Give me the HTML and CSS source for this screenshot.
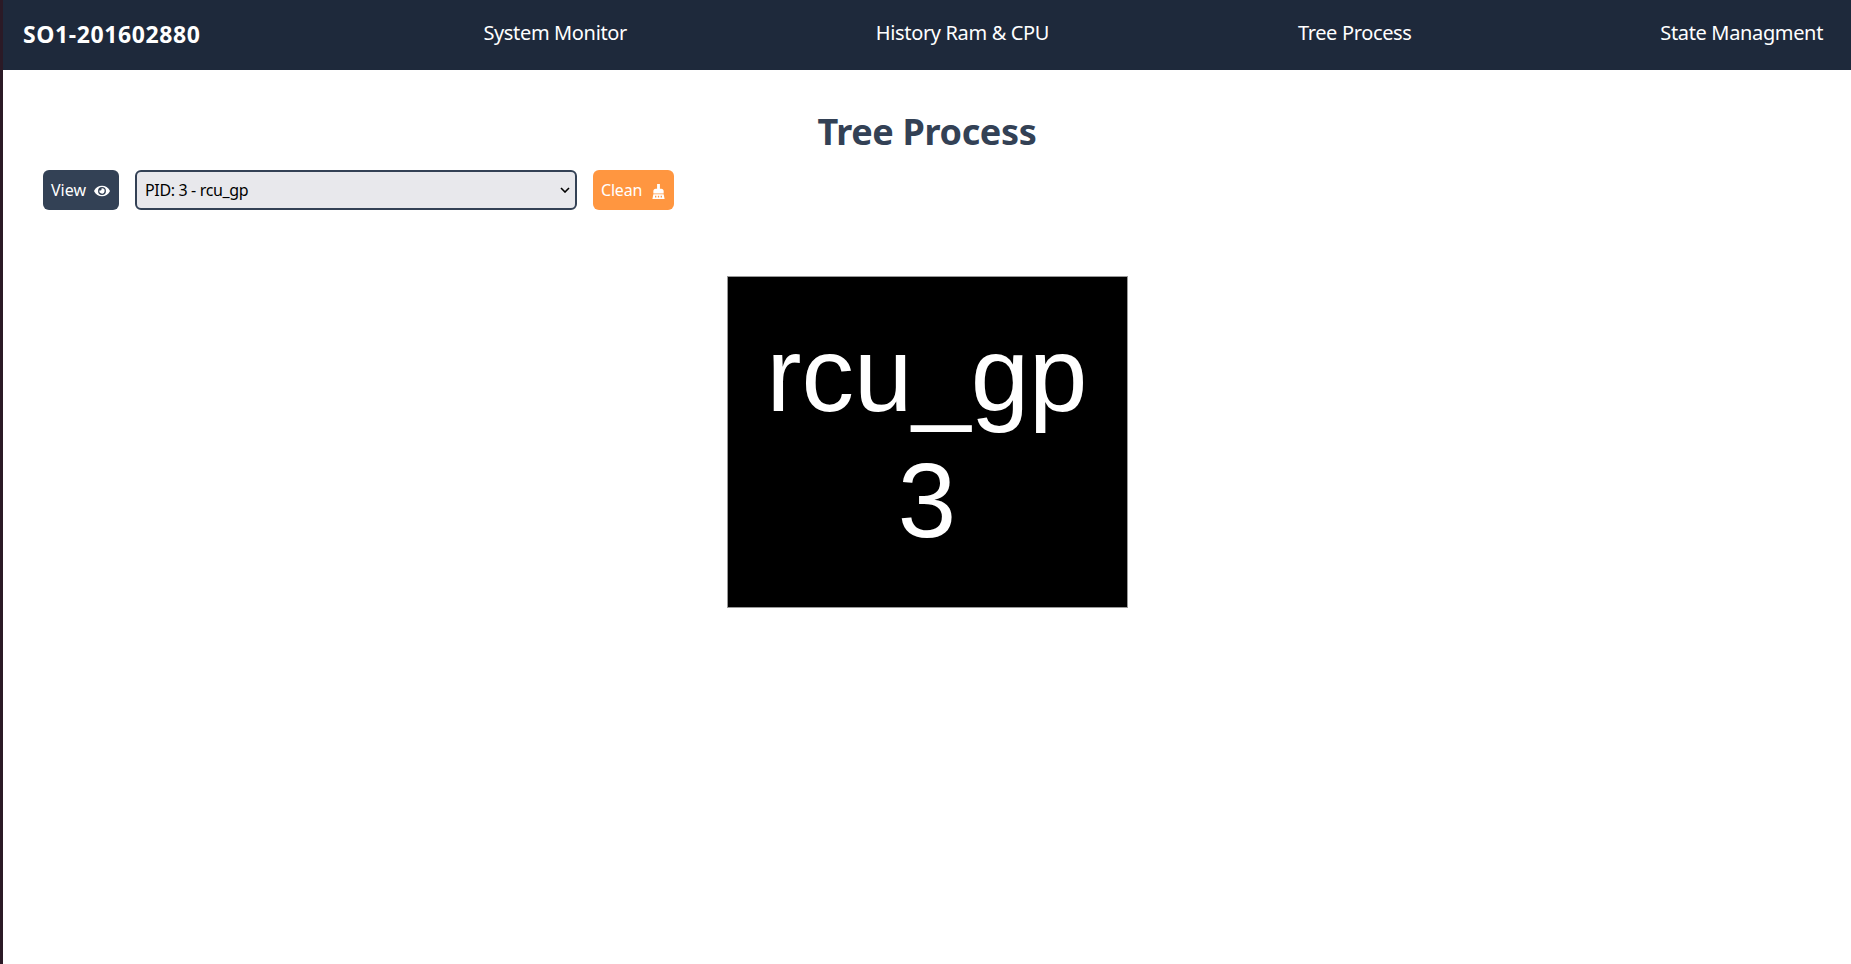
FILE: index.html
```html
<!DOCTYPE html>
<html lang="en">
<head>
    <meta charset="utf-8">
    <title>Tree Process</title>
    <link rel="stylesheet" href="styles.css">
</head>
<body>
<!-- top navigation -->
<nav class="nav">
    <a class="brand" href="#">SO1-201602880</a>
    <a class="nav-link" href="#">System Monitor</a>
    <a class="nav-link" href="#">History Ram &amp; CPU</a>
    <a class="nav-link" href="#">Tree Process</a>
    <a class="nav-link" href="#">State Managment</a>
</nav>
<main class="content">
    <h1 class="title">Tree Process</h1>
    <div class="toolbar">
        <button class="btn btn-view">View
            <svg class="icon-eye" viewBox="0 0 576 512"><path fill="currentColor" d="M572.5 241.4C518.3 135.6 410.9 64 288 64S57.7 135.6 3.5 241.4a32.4 32.4 0 0 0 0 29.2C57.7 376.4 165.100 448 288 448s230.300-71.600 284.500-177.400a32.400 32.400 0 0 0 0-29.200zM288 400a144 144 0 1 1 144-144 143.900 143.900 0 0 1-144 144zm0-240a95.300 95.300 0 0 0-25.300 3.800 47.900 47.900 0 0 1-66.900 66.900A95.800 95.800 0 1 0 288 160z"/></svg>
        </button>
        <select class="pid-select">
            <option>PID: 3 - rcu_gp</option>
        </select>
        <button class="btn btn-clean">Clean
            <svg class="icon-broom" viewBox="0 0 13 16"><path fill="currentColor" fill-rule="evenodd" d="M5 0h3v5h1.500C11 5 12 6 12 7.500V10H1V7.500C1 6 2 5 3.500 5H5zM1 11h11l1 5H0zM2.800 12.500v2h1.400v-2zM5.800 12.500v2h1.400v-2zM8.800 12.500v2h1.400v-2z"/></svg>
        </button>
    </div>
    <div class="graph">
        <div class="node">
            <span>rcu_gp</span>
            <span>3</span>
        </div>
    </div>
</main>
</body>
</html>
```

FILE: styles.css
```css
*{margin: 0;padding: 0;box-sizing: border-box;}
html,body{height: 100%;}
body{background-color: #fff;border-left: 3px solid #2b1a26;font-family: "Noto Sans", "Open Sans", sans-serif;overflow: hidden;}
a{text-decoration: none;color: inherit;}

/* nav bar */
.nav{height: 70px;background-color: #1e293b;color: #fff;display: flex;align-items: center;justify-content: space-between;padding: 0 28px 6px 20px;}
.brand{font-size: 23px;font-weight: 700;margin: 3px 34px 0 0;letter-spacing: .6px;}
.nav-link{font-size: 20px;letter-spacing: -.35px;}

/* page content */
.content{display: flex;flex-direction: column;}
.title{margin-top: 40px;height: 44px;line-height: 44px;font-size: 36px;font-weight: 700;color: #334155;text-align: center;letter-spacing: -.35px;}
.toolbar{display: flex;align-items: center;gap: 16px;margin: 16px 0 0 40px;}
.btn{height: 40px;border: 0;border-radius: 6px;color: #fff;font-family: inherit;font-size: 16px;display: flex;align-items: center;padding: 0 8px;}
.btn-view{width: 76px;background-color: #334155;gap: 8px;}
.btn-clean{width: 81px;background-color: #ff9640;gap: 10px;letter-spacing: -.2px;}
.icon-eye{width: 16px;height: 14px;margin-top: 1px;}
.icon-broom{width: 13px;height: 15px;margin-top: 2px;}
.pid-select{width: 442px;height: 40px;appearance: none;background: #e8e8ec url("data:image/svg+xml,%3Csvg xmlns='http://www.w3.org/2000/svg' viewBox='0 0 10 6'%3E%3Cpath d='M1 1l4 4 4-4' fill='none' stroke='%23000' stroke-width='1.600'/%3E%3C/svg%3E") no-repeat right 5px center / 10px 6px;border: 2px solid #334155;border-radius: 6px;color: #000;font-family: inherit;font-size: 16px;padding-left: 8px;letter-spacing: -.35px;}

/* process node */
.graph{display: flex;justify-content: center;margin-top: 66px;}
.node{width: 401px;height: 332px;background-color: #000;border: 1px solid #999;color: #fff;font-family: "Liberation Sans", Arial, sans-serif;font-size: 105px;line-height: 126px;padding-bottom: 8px;display: flex;flex-direction: column;align-items: center;justify-content: center;}
```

INSTRUCTIONS FOR THE TASK: Omit every picture, then repeat the remaining data exactly as it appears above.

FINISHED ANSWER:
Give me the HTML and CSS source for this screenshot.
FILE: index.html
```html
<!DOCTYPE html>
<html lang="en">
<head>
    <meta charset="utf-8">
    <title>Tree Process</title>
    <link rel="stylesheet" href="styles.css">
</head>
<body>
<!-- top navigation -->
<nav class="nav">
    <a class="brand" href="#">SO1-201602880</a>
    <a class="nav-link" href="#">System Monitor</a>
    <a class="nav-link" href="#">History Ram &amp; CPU</a>
    <a class="nav-link" href="#">Tree Process</a>
    <a class="nav-link" href="#">State Managment</a>
</nav>
<main class="content">
    <h1 class="title">Tree Process</h1>
    <div class="toolbar">
        <button class="btn btn-view">View
            <svg class="icon-eye" viewBox="0 0 576 512"><path fill="currentColor" d="M572.5 241.4C518.3 135.6 410.9 64 288 64S57.7 135.6 3.5 241.4a32.4 32.4 0 0 0 0 29.2C57.7 376.4 165.100 448 288 448s230.300-71.600 284.500-177.400a32.400 32.400 0 0 0 0-29.200zM288 400a144 144 0 1 1 144-144 143.900 143.900 0 0 1-144 144zm0-240a95.300 95.300 0 0 0-25.300 3.800 47.900 47.900 0 0 1-66.900 66.900A95.800 95.800 0 1 0 288 160z"/></svg>
        </button>
        <select class="pid-select">
            <option>PID: 3 - rcu_gp</option>
        </select>
        <button class="btn btn-clean">Clean
            <svg class="icon-broom" viewBox="0 0 13 16"><path fill="currentColor" fill-rule="evenodd" d="M5 0h3v5h1.500C11 5 12 6 12 7.500V10H1V7.500C1 6 2 5 3.500 5H5zM1 11h11l1 5H0zM2.800 12.500v2h1.400v-2zM5.800 12.500v2h1.400v-2zM8.800 12.500v2h1.400v-2z"/></svg>
        </button>
    </div>
    <div class="graph">
        <div class="node">
            <span>rcu_gp</span>
            <span>3</span>
        </div>
    </div>
</main>
</body>
</html>
```

FILE: styles.css
```css
*{margin: 0;padding: 0;box-sizing: border-box;}
html,body{height: 100%;}
body{background-color: #fff;border-left: 3px solid #2b1a26;font-family: "Noto Sans", "Open Sans", sans-serif;overflow: hidden;}
a{text-decoration: none;color: inherit;}

/* nav bar */
.nav{height: 70px;background-color: #1e293b;color: #fff;display: flex;align-items: center;justify-content: space-between;padding: 0 28px 6px 20px;}
.brand{font-size: 23px;font-weight: 700;margin: 3px 34px 0 0;letter-spacing: .6px;}
.nav-link{font-size: 20px;letter-spacing: -.35px;}

/* page content */
.content{display: flex;flex-direction: column;}
.title{margin-top: 40px;height: 44px;line-height: 44px;font-size: 36px;font-weight: 700;color: #334155;text-align: center;letter-spacing: -.35px;}
.toolbar{display: flex;align-items: center;gap: 16px;margin: 16px 0 0 40px;}
.btn{height: 40px;border: 0;border-radius: 6px;color: #fff;font-family: inherit;font-size: 16px;display: flex;align-items: center;padding: 0 8px;}
.btn-view{width: 76px;background-color: #334155;gap: 8px;}
.btn-clean{width: 81px;background-color: #ff9640;gap: 10px;letter-spacing: -.2px;}
.icon-eye{width: 16px;height: 14px;margin-top: 1px;}
.icon-broom{width: 13px;height: 15px;margin-top: 2px;}
.pid-select{width: 442px;height: 40px;appearance: none;background: #e8e8ec url("data:image/svg+xml,%3Csvg xmlns='http://www.w3.org/2000/svg' viewBox='0 0 10 6'%3E%3Cpath d='M1 1l4 4 4-4' fill='none' stroke='%23000' stroke-width='1.600'/%3E%3C/svg%3E") no-repeat right 5px center / 10px 6px;border: 2px solid #334155;border-radius: 6px;color: #000;font-family: inherit;font-size: 16px;padding-left: 8px;letter-spacing: -.35px;}

/* process node */
.graph{display: flex;justify-content: center;margin-top: 66px;}
.node{width: 401px;height: 332px;background-color: #000;border: 1px solid #999;color: #fff;font-family: "Liberation Sans", Arial, sans-serif;font-size: 105px;line-height: 126px;padding-bottom: 8px;display: flex;flex-direction: column;align-items: center;justify-content: center;}
```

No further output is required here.